**The exercise**: Track down every line below that holds "React" and copy it.

==== Stored data ====

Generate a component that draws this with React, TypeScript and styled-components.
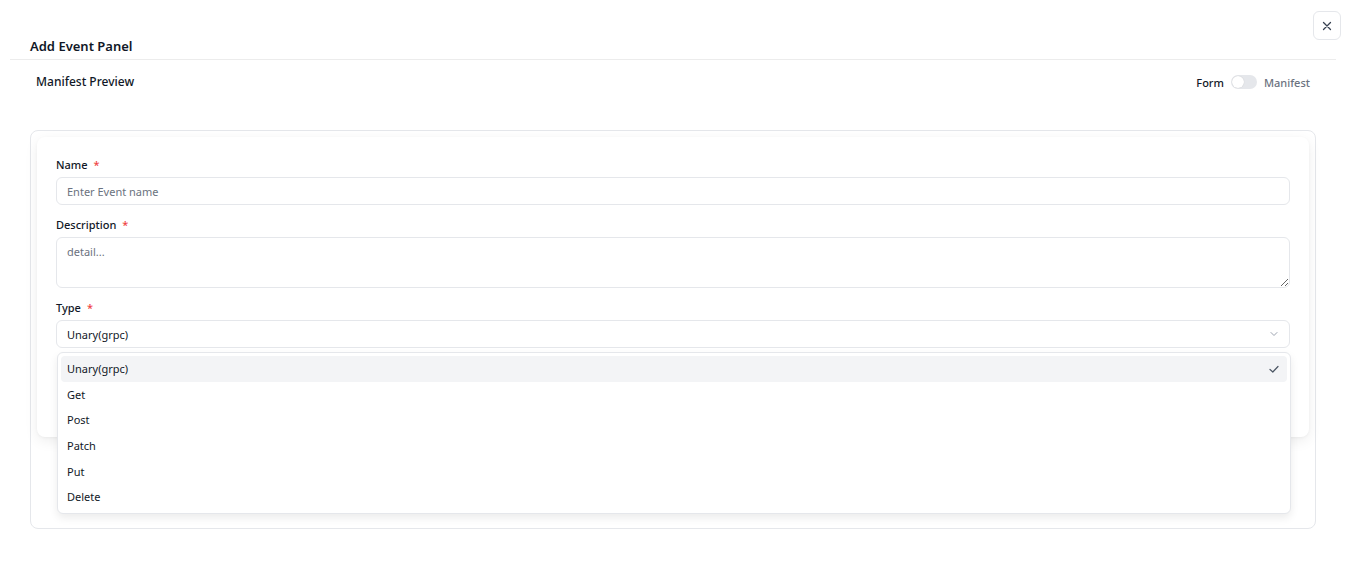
import React from "react";
import styled, { createGlobalStyle } from "styled-components";

const GlobalStyle = createGlobalStyle`
  html, body { margin: 0; padding: 0; background: #ffffff; }
  body { font-family: "Noto Sans", "Open Sans", sans-serif; color: #111827; }
  * { box-sizing: border-box; }
`;

const Page = styled.div`
  position: relative;
  width: 1348px;
  height: 565px;
  padding: 0 12px 0 10px;
`;

const CloseButton = styled.button`
  position: absolute;
  top: 11px;
  right: 7px;
  width: 28px;
  height: 29px;
  border: 1px solid #e5e7eb;
  border-radius: 6px;
  background: #fff;
  display: flex;
  align-items: center;
  justify-content: center;
  padding: 0;
  color: #374151;
`;

const Header = styled.div`
  padding: 37px 20px 4px;
  border-bottom: 1px solid #ececec;
`;

const Title = styled.h2`
  margin: 0;
  font-size: 13px;
  line-height: 18px;
  font-weight: 600;
  color: #111827;
`;

const SubBar = styled.div`
  display: flex;
  align-items: center;
  justify-content: space-between;
  padding: 0 26px;
  height: 44px;
`;

const SubTitle = styled.div`
  font-size: 12px;
  font-weight: 500;
  line-height: 18px;
  color: #111827;
`;

const ToggleGroup = styled.div`
  display: flex;
  align-items: center;
  gap: 7px;
  font-size: 11px;
`;

const ToggleLabel = styled.span<{ $muted?: boolean }>`
  color: ${(p) => (p.$muted ? "#6b7280" : "#111827")};
  font-weight: 500;
`;

const Switch = styled.span`
  position: relative;
  width: 26px;
  height: 14px;
  border-radius: 7px;
  background: #e5e7eb;
  display: inline-block;
  &::after {
    content: "";
    position: absolute;
    left: 1px;
    top: 1px;
    width: 12px;
    height: 12px;
    border-radius: 50%;
    background: #fff;
    box-shadow: 0 0 1px rgba(0, 0, 0, 0.2);
  }
`;

const OuterCard = styled.div`
  margin: 26px 20px 0;
  border: 1px solid #e5e7eb;
  border-radius: 8px;
  padding: 6px 6px 91px;
`;

const InnerCard = styled.div`
  background: #fff;
  border-radius: 8px;
  box-shadow: 0 4px 14px rgba(0, 0, 0, 0.07), 0 1px 3px rgba(0, 0, 0, 0.04);
  padding: 21px 19px 89px;
  display: flex;
  flex-direction: column;
  gap: 13px;
`;

const Field = styled.div`
  display: flex;
  flex-direction: column;
  gap: 5px;
  position: relative;
`;

const Label = styled.label`
  font-size: 11px;
  line-height: 14px;
  font-weight: 500;
  color: #111827;
  display: flex;
  gap: 6px;
`;

const Required = styled.span`
  color: #ef4444;
`;

const Input = styled.input`
  height: 28px;
  border: 1px solid #e5e7eb;
  border-radius: 6px;
  padding: 0 10px;
  font-family: inherit;
  font-size: 11px;
  color: #111827;
  outline: none;
  &::placeholder { color: #6b7280; }
`;

const TextArea = styled.textarea`
  height: 51px;
  border: 1px solid #e5e7eb;
  border-radius: 6px;
  padding: 6px 10px;
  font-family: inherit;
  font-size: 11px;
  color: #111827;
  outline: none;
  resize: vertical;
  display: block;
  &::placeholder { color: #6b7280; }
`;

const SelectBox = styled.div`
  height: 28px;
  border: 1px solid #e5e7eb;
  border-radius: 6px;
  padding: 0 10px;
  display: flex;
  align-items: center;
  justify-content: space-between;
  font-size: 11px;
  color: #111827;
`;

const Menu = styled.div`
  position: absolute;
  left: 1px;
  right: -1px;
  top: calc(100% + 4px);
  background: #fff;
  border: 1px solid #e5e7eb;
  border-radius: 6px;
  box-shadow: 0 4px 8px rgba(0, 0, 0, 0.08);
  padding: 3px;
  z-index: 10;
`;

const MenuItem = styled.div<{ $active?: boolean }>`
  height: 25.6px;
  display: flex;
  align-items: center;
  justify-content: space-between;
  padding: 0 7px 0 6px;
  border-radius: 4px;
  font-size: 11px;
  color: #111827;
  background: ${(p) => (p.$active ? "#f3f4f6" : "transparent")};
`;

const options = ["Unary(grpc)", "Get", "Post", "Patch", "Put", "Delete"];

export default function App() {
  return (
    <>
      <GlobalStyle />
      <Page>
        <CloseButton aria-label="close">
          <svg width="10" height="10" viewBox="0 0 10 10" fill="none" stroke="#374151" strokeWidth="1.3" strokeLinecap="round">
            <path d="M1.5 1.5 L8.5 8.5 M8.5 1.5 L1.5 8.5" />
          </svg>
        </CloseButton>
        <Header>
          <Title>Add Event Panel</Title>
        </Header>
        <SubBar>
          <SubTitle>Manifest Preview</SubTitle>
          <ToggleGroup>
            <ToggleLabel>Form</ToggleLabel>
            <Switch />
            <ToggleLabel $muted>Manifest</ToggleLabel>
          </ToggleGroup>
        </SubBar>
        <OuterCard>
          <InnerCard>
            <Field>
              <Label>
                Name <Required>*</Required>
              </Label>
              <Input placeholder="Enter Event name" />
            </Field>
            <Field>
              <Label>
                Description <Required>*</Required>
              </Label>
              <TextArea placeholder="detail..." />
            </Field>
            <Field>
              <Label>
                Type <Required>*</Required>
              </Label>
              <SelectBox>
                <span>Unary(grpc)</span>
                <svg width="10" height="10" viewBox="0 0 10 10" fill="none" stroke="#9ca3af" strokeWidth="1" strokeLinecap="round" strokeLinejoin="round">
                  <path d="M2 3.5 L5 6.5 L8 3.5" />
                </svg>
              </SelectBox>
              <Menu>
                {options.map((o, i) => (
                  <MenuItem key={o} $active={i === 0}>
                    <span>{o}</span>
                    {i === 0 && (
                      <svg width="12" height="12" viewBox="0 0 12 12" fill="none" stroke="#4b5563" strokeWidth="1.2" strokeLinecap="round" strokeLinejoin="round">
                        <path d="M2 6.5 L4.8 9 L10 3.5" />
                      </svg>
                    )}
                  </MenuItem>
                ))}
              </Menu>
            </Field>
          </InnerCard>
        </OuterCard>
      </Page>
    </>
  );
}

====

**Solution**:
Generate a component that draws this with React, TypeScript and styled-components.
import React from "react";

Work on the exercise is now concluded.